Requirement:
From the first line of the listing below, retype each line up to and including the one with "const METHODS = ['优化', '完全相同', '调整'];"; pictures stay out.

Raw data:

-----

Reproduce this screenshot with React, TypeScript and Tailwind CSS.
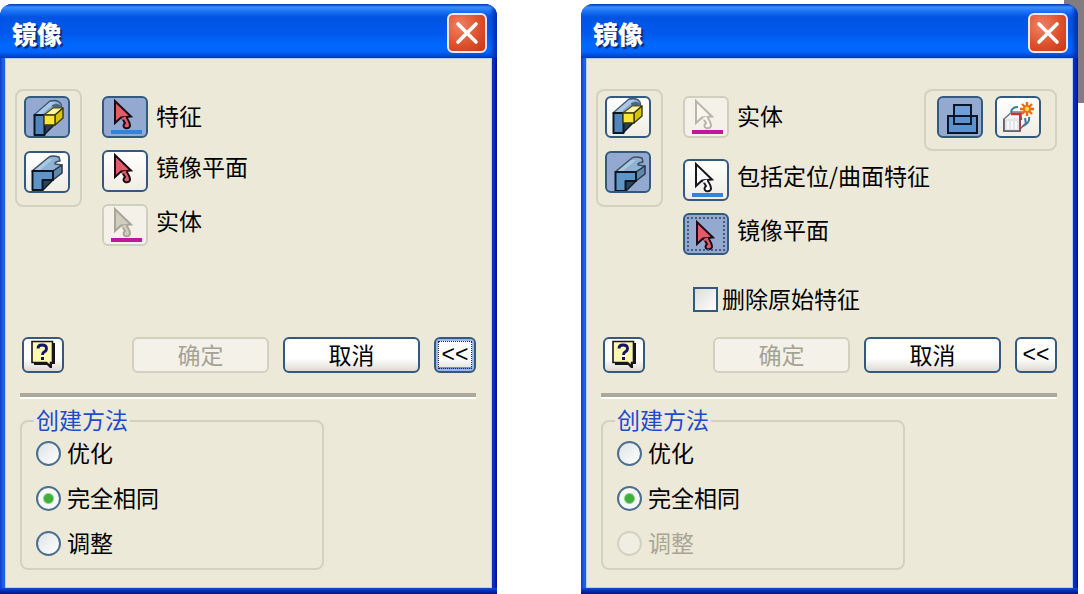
import React, { useState } from 'react';
import clsx from 'clsx';

type ButtonState = 'normal' | 'pressed' | 'disabled';
type CursorTone = 'red' | 'white' | 'grey' | 'ghost';

const CURSOR_TONES: Record<CursorTone, { fill: string; stroke: string }> = {
  red: { fill: '#e05c68', stroke: '#1c0a14' },
  white: { fill: '#ffffff', stroke: '#16161c' },
  grey: { fill: '#cfccc0', stroke: '#a9a698' },
  ghost: { fill: '#f8f6ee', stroke: '#b9b6a8' },
};

const METHODS = ['优化', '完全相同', '调整'];

/* ---------- Icons (drawn on the 42x38 inner face of a tool button) ---------- */

const CursorIcon = ({ tone, bar, low }: { tone: CursorTone; bar?: string; low?: boolean }) => {
  const { fill, stroke } = CURSOR_TONES[tone];
  return (
    <svg viewBox="0 0 42 38" className="h-full w-full" aria-hidden="true">
      {bar && <rect x="7" y="32" width="31" height="4" fill={bar} />}
      <g transform={low ? 'translate(1 6)' : 'translate(0 2)'} stroke={stroke} strokeLinejoin="miter">
        <path d="M18 18 L21 23 Q18 26 21 28 Q25 29 26 26 Q26 22 22 17 Z" fill={fill} strokeWidth="2" />
        <path d="M11 1 V23 L17 17.5 L27 16.5 Z" fill={fill} strokeWidth="2" />
        <path d="M18 19 L22 17.5" stroke={fill} strokeWidth="2.4" />
      </g>
    </svg>
  );
};

const FeatureIcon = ({ pressed }: { pressed?: boolean }) => (
  <svg viewBox="0 0 42 38" className="h-full w-full" aria-hidden="true">
    <g transform={pressed ? undefined : 'translate(-2 -2)'} strokeLinejoin="round">
      <path d="M17 26 H29 L18 37 H17 Z" fill="#263f5e" stroke="#101820" strokeWidth="1.4" />
      <path d="M8 17 L24 3 Q32 1 35 6 L36 12 L28 12 L18 17 Z" fill="#85a9d0" stroke="#40566f" strokeWidth="1.4" />
      <path d="M24 4 L30 4 L15 17 H9 Z" fill="#a9c8e6" />
      <path d="M26 7 Q31 5 34 7 L36 11 H27 Z" fill="#4c6680" />
      <rect x="8.5" y="17" width="10" height="20" fill="#4f86bb" stroke="#0c1622" strokeWidth="2" />
      <path d="M18 17 L27 10 H37 L29 17 Z" fill="#fff8a0" stroke="#5a5010" strokeWidth="1.2" />
      <path d="M29 17 L37 10 V20 L29 27 Z" fill="#d8c400" stroke="#3c3808" strokeWidth="1.4" />
      <rect x="18" y="17" width="11" height="10" fill="#f8e438" stroke="#3c3808" strokeWidth="1.4" />
    </g>
  </svg>
);

const SolidIcon = ({ pressed }: { pressed?: boolean }) => (
  <svg viewBox="0 0 42 38" className="h-full w-full" aria-hidden="true">
    <g transform={pressed ? 'translate(2 1)' : undefined} strokeLinejoin="round">
      <path d="M16 27 H27 L17 37 H16 Z" fill="#28435f" stroke="#101820" strokeWidth="1.4" />
      <path d="M6 18 L23 4 Q26 2 33 4 L34 8 Q28 9 29 11 L36 12 L27 18 Z" fill="#8fb2d4" stroke="#3c5064" strokeWidth="1.5" />
      <path d="M22 6 L27 6 L14 17 H9 Z" fill="#acc9e4" />
      <path d="M27 18 L36 12 V20 L27 27 Z" fill="#5f88ac" stroke="#27394c" strokeWidth="1.5" />
      <path d="M6.5 18 H27 V27 H16.5 V37 H6.5 Z" fill="#5e95c6" stroke="#0c1622" strokeWidth="2" />
    </g>
  </svg>
);

const JoinIcon = () => (
  <svg viewBox="0 0 42 38" className="h-full w-full" aria-hidden="true">
    <rect x="15" y="7" width="17" height="19" fill="#6f9fd8" />
    <rect x="9" y="18" width="29" height="17" fill="#5c92d0" />
    <g fill="none" stroke="#0c1626" strokeWidth="2">
      <rect x="15" y="7" width="17" height="19" />
      <rect x="9" y="18" width="29" height="17" />
    </g>
  </svg>
);

const NewSolidIcon = () => (
  <svg viewBox="0 0 42 38" className="h-full w-full" aria-hidden="true">
    <path d="M7 21 L15 14 H25 L23 19 V33 H7 Z" fill="#f8f8fa" stroke="#77777f" strokeWidth="1.6" />
    <path d="M7 21 V33 H23 V20" fill="#e4e4ea" stroke="#55555d" strokeWidth="1.6" />
    <path d="M11 23 V31 M15 23 V31 M19 23 V31" stroke="#f8f8fa" strokeWidth="2" />
    <path d="M14 16 H23 L24 22" fill="none" stroke="#d42c3c" strokeWidth="2.6" />
    <path d="M23 18 L23 31 L29 25" fill="none" stroke="#a04050" strokeWidth="1.4" />
    <path d="M14 14 Q15 9 21 9 M26 28 Q33 25 32 19 M29 26 L28 20" fill="none" stroke="#3c7c9c" strokeWidth="2" />
    <path
      d="M30 4 V8 M30 14 V18 M23 11 H27 M33 11 H37 M25 6 L28 9 M32 13 L35 16 M35 6 L32 9 M28 13 L25 16"
      stroke="#ee6c10"
      strokeWidth="2.4"
    />
    <circle cx="30" cy="11" r="3" fill="#ffd860" stroke="#ee6c10" strokeWidth="1.5" />
  </svg>
);

const HelpIcon = () => (
  <svg viewBox="0 0 26 28" className="h-7 w-6.5" aria-hidden="true">
    <path d="M4 3 H25 V24 H22 V28 H20 L17 25 H4 Z" fill="#16161c" />
    <path d="M2 1.5 H22.5 V22.5 H20.5 V26 L16.5 22.5 H2 Z" fill="#fbf8b4" stroke="#16161c" strokeWidth="1.6" />
    <path d="M8 8.5 Q8 5 12 5 Q16.5 5 16.5 8.5 Q16.5 11 14 12 Q12.5 13 12.5 15" fill="none" stroke="#141468" strokeWidth="2.8" />
    <rect x="11" y="17" width="3" height="3" fill="#141468" />
  </svg>
);

const CloseIcon = () => (
  <svg viewBox="0 0 36 36" className="h-full w-full" aria-hidden="true">
    <path d="M9 9 L27 27 M27 9 L9 27" stroke="#fff" strokeWidth="3.6" strokeLinecap="round" />
  </svg>
);

/* ---------- Controls ---------- */

interface ToolButtonProps {
  id?: string;
  label?: string;
  state?: ButtonState;
  focused?: boolean;
  children: React.ReactNode;
}

const ToolButton: React.FC<ToolButtonProps> = ({ id, label, state = 'normal', focused, children }) => (
  <button
    id={id}
    type="button"
    aria-label={label}
    aria-pressed={state === 'pressed'}
    disabled={state === 'disabled'}
    className={clsx(
      'relative h-[42px] w-[46px] shrink-0 overflow-hidden rounded-md border-2',
      state === 'normal' && 'border-[#33597f] bg-linear-to-b from-white to-[#efede4]',
      state === 'pressed' && 'border-[#33597f] bg-[#93a9d0]',
      state === 'disabled' && 'border-[#d0cebf] bg-[#f4f2e8]'
    )}
  >
    {children}
    {focused && <span className="absolute inset-0.5 border-2 border-dotted border-[#4b5a78]" />}
  </button>
);

interface ToolRowProps extends ToolButtonProps {
  id: string;
  text: string;
  lead?: boolean; // first row of the panel, caption centred on its button
}

const ToolRow: React.FC<ToolRowProps> = ({ text, lead, ...button }) => (
  <div className={clsx('flex gap-2', lead ? 'items-center' : 'items-start')}>
    <ToolButton {...button} />
    <label htmlFor={button.id} className={clsx('leading-8', lead && 'pb-1')}>{text}</label>
  </div>
);

const PushButton = ({ children, disabled, focused, label, wide }: {
  children: React.ReactNode;
  disabled?: boolean;
  focused?: boolean;
  label?: string;
  wide?: boolean;
}) => (
  <button
    type="button"
    disabled={disabled}
    aria-label={label}
    className={clsx(
      'relative flex h-9 shrink-0 items-center justify-center rounded-md border-2 pb-0.5 leading-7',
      wide ? 'w-[137px]' : "w-[42px] font-['Liberation_Sans',sans-serif]",
      disabled
        ? 'border-[#d2d0c0] bg-[#f4f2e8] text-[#a5a295]'
        : 'border-[#33597f] bg-linear-to-b from-white from-60% to-[#dedbd2]',
      focused && 'shadow-[inset_0_0_0_2px_#9db8e8,inset_0_-4px_0_#6f90d8]'
    )}
  >
    {children}
    {focused && <span className="absolute inset-0.5 border border-dotted border-[#202858]" />}
  </button>
);

const MethodGroup = ({ name, disabled = [] }: { name: string; disabled?: string[] }) => {
  const [method, setMethod] = useState('完全相同');

  return (
    <fieldset className="mt-2.5 w-2/3 rounded-lg border-2 border-[#d3d1c0] px-3.5 pt-2 pb-3">
      <legend className="-ml-0.5 px-0.5 pb-1 leading-5 text-[#1c4bce]">创建方法</legend>
      <div className="flex flex-col gap-5">
        {METHODS.map(m => {
          const off = disabled.includes(m);
          return (
            <label key={m} className={clsx('flex h-[25px] items-center gap-1.5', off && 'text-[#a9a698]')}>
              <input
                type="radio"
                name={name}
                checked={method === m}
                disabled={off}
                onChange={() => setMethod(m)}
                className="size-[25px] shrink-0 appearance-none rounded-full border-2 border-[#4a6f8f] bg-linear-to-br from-[#dfe3e4] to-white checked:bg-[radial-gradient(circle,#3fae3a_0_4px,#8fd08a_5px,#f6f8f6_6px)] disabled:border-[#d3d1c0] disabled:from-[#f0eee2] disabled:to-[#f0eee2]"
              />
              <span className="pb-0.5">{m}</span>
            </label>
          );
        })}
      </div>
    </fieldset>
  );
};

interface MirrorDialogProps {
  name: string;
  children: React.ReactNode;
  collapseFocused?: boolean;
  disabledMethods?: string[];
}

const MirrorDialog: React.FC<MirrorDialogProps> = ({ name, children, collapseFocused, disabledMethods }) => (
  <section className="relative overflow-hidden rounded-t-xl bg-[#0831c4]">
    <header className="flex h-[54px] items-center justify-between bg-[linear-gradient(#0a45c4_0,#3d95ff_3px,#1d74f6_7px,#0054e3_13px,#0058ea_28px,#0068ff_42px,#0064fa_48px,#0040c4_54px)] pt-1 pr-2.5 pl-3 shadow-[inset_-4px_0_4px_#0030b0]">
      <h1 className="text-[25px] leading-8 font-black text-white [text-shadow:2px_2px_1px_#0a2a80]">镜像</h1>
      <button
        type="button"
        aria-label="关闭"
        className="size-10 rounded-md border-2 border-[#f0e8f4] bg-[radial-gradient(circle_at_30%_30%,#ee8264,#dc4d28_60%,#c23a14)]"
      >
        <CloseIcon />
      </button>
    </header>

    {/* Window frame: light-to-dark blue edges around the client area */}
    <div className="bg-[linear-gradient(90deg,#0a3cd0_0,#1c62e8_3px,#1c62e8_50%,#0a2cc4_50%,#0a2cc4_calc(100%-3px),#00108c)] px-[5px]">
      <div className="border border-[#b4d0f8] bg-[#ece9d8] pt-[30px] pr-[15px] pb-[17px] pl-[9px]">
        <div className="flex min-h-[248px] items-start">{children}</div>

        <div className="pl-[5px]">
          <div className="flex items-center pl-0.5">
            <PushButton label="帮助"><HelpIcon /></PushButton>
            <div className="ml-auto flex gap-3.5">
              <PushButton wide disabled>确定</PushButton>
              <PushButton wide>取消</PushButton>
              <PushButton label="收起" focused={collapseFocused}>&lt;&lt;</PushButton>
            </div>
          </div>
          <hr className="mt-5 h-1.5 border-0 border-b-2 border-b-white bg-[#aca899]" />
          <MethodGroup name={name} disabled={disabledMethods} />
        </div>
      </div>
    </div>
    <div className="h-1.5 bg-linear-to-b from-[#1448d8] to-[#001090]" />
  </section>
);

const ModeBox = ({ mode }: { mode: 'feature' | 'solid' }) => (
  <div className="mr-5 flex flex-col gap-[13px] rounded-lg border-2 border-[#d3d1c0] pt-[5px] pr-2.5 pb-3 pl-[7px]">
    <ToolButton label="镜像各个特征" state={mode === 'feature' ? 'pressed' : 'normal'}>
      <FeatureIcon pressed={mode === 'feature'} />
    </ToolButton>
    <ToolButton label="镜像整个实体" state={mode === 'solid' ? 'pressed' : 'normal'}>
      <SolidIcon pressed={mode === 'solid'} />
    </ToolButton>
  </div>
);

export default function App() {
  return (
    <main className="relative min-h-screen bg-white font-['Noto_Sans_CJK_SC','Liberation_Sans',sans-serif] text-[23px] text-black">
      <div className="absolute top-0 right-0 h-[103px] w-5 bg-[#807c80]" />
      <div className="relative grid grid-cols-2 gap-[84px] pt-1 pr-1.5">
        <MirrorDialog name="method-feature" collapseFocused>
          <ModeBox mode="feature" />
          <div className="flex flex-col gap-3 pt-[7px]">
            <ToolRow id="a-features" text="特征" lead state="pressed">
              <CursorIcon tone="red" bar="#2f84dc" />
            </ToolRow>
            <ToolRow id="a-plane" text="镜像平面">
              <CursorIcon tone="red" />
            </ToolRow>
            <ToolRow id="a-solid" text="实体" state="disabled">
              <CursorIcon tone="grey" bar="#c0189c" />
            </ToolRow>
          </div>
        </MirrorDialog>

        <MirrorDialog name="method-solid" disabledMethods={['调整']}>
          <ModeBox mode="solid" />
          <div className="min-w-0 flex-1">
            <div className="flex items-start justify-between">
              <div className="pt-[7px]">
                <ToolRow id="b-solid" text="实体" lead state="disabled">
                  <CursorIcon tone="ghost" bar="#c0189c" />
                </ToolRow>
              </div>
              <div className="flex gap-3 rounded-lg border-2 border-[#d3d1c0] pt-[5px] pr-3.5 pb-[11px] pl-[11px]">
                <ToolButton label="求并" state="pressed"><JoinIcon /></ToolButton>
                <ToolButton label="新建实体"><NewSolidIcon /></ToolButton>
              </div>
            </div>
            <div className="mt-2 flex flex-col gap-3">
              <ToolRow id="b-work" text="包括定位/曲面特征">
                <CursorIcon tone="white" bar="#2f84dc" />
              </ToolRow>
              <ToolRow id="b-plane" text="镜像平面" state="pressed" focused>
                <CursorIcon tone="red" low />
              </ToolRow>
            </div>
            <label className="mt-8 ml-2.5 flex h-[25px] items-center gap-1">
              <input
                type="checkbox"
                className="size-[25px] shrink-0 appearance-none border-2 border-[#33597f] bg-linear-to-br from-[#dcdcd7] to-white checked:bg-[#3fae3a]"
              />
              <span className="pb-0.5">删除原始特征</span>
            </label>
          </div>
        </MirrorDialog>
      </div>
    </main>
  );
}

-----

Final result:
Reproduce this screenshot with React, TypeScript and Tailwind CSS.
import React, { useState } from 'react';
import clsx from 'clsx';

type ButtonState = 'normal' | 'pressed' | 'disabled';
type CursorTone = 'red' | 'white' | 'grey' | 'ghost';

const CURSOR_TONES: Record<CursorTone, { fill: string; stroke: string }> = {
  red: { fill: '#e05c68', stroke: '#1c0a14' },
  white: { fill: '#ffffff', stroke: '#16161c' },
  grey: { fill: '#cfccc0', stroke: '#a9a698' },
  ghost: { fill: '#f8f6ee', stroke: '#b9b6a8' },
};

const METHODS = ['优化', '完全相同', '调整'];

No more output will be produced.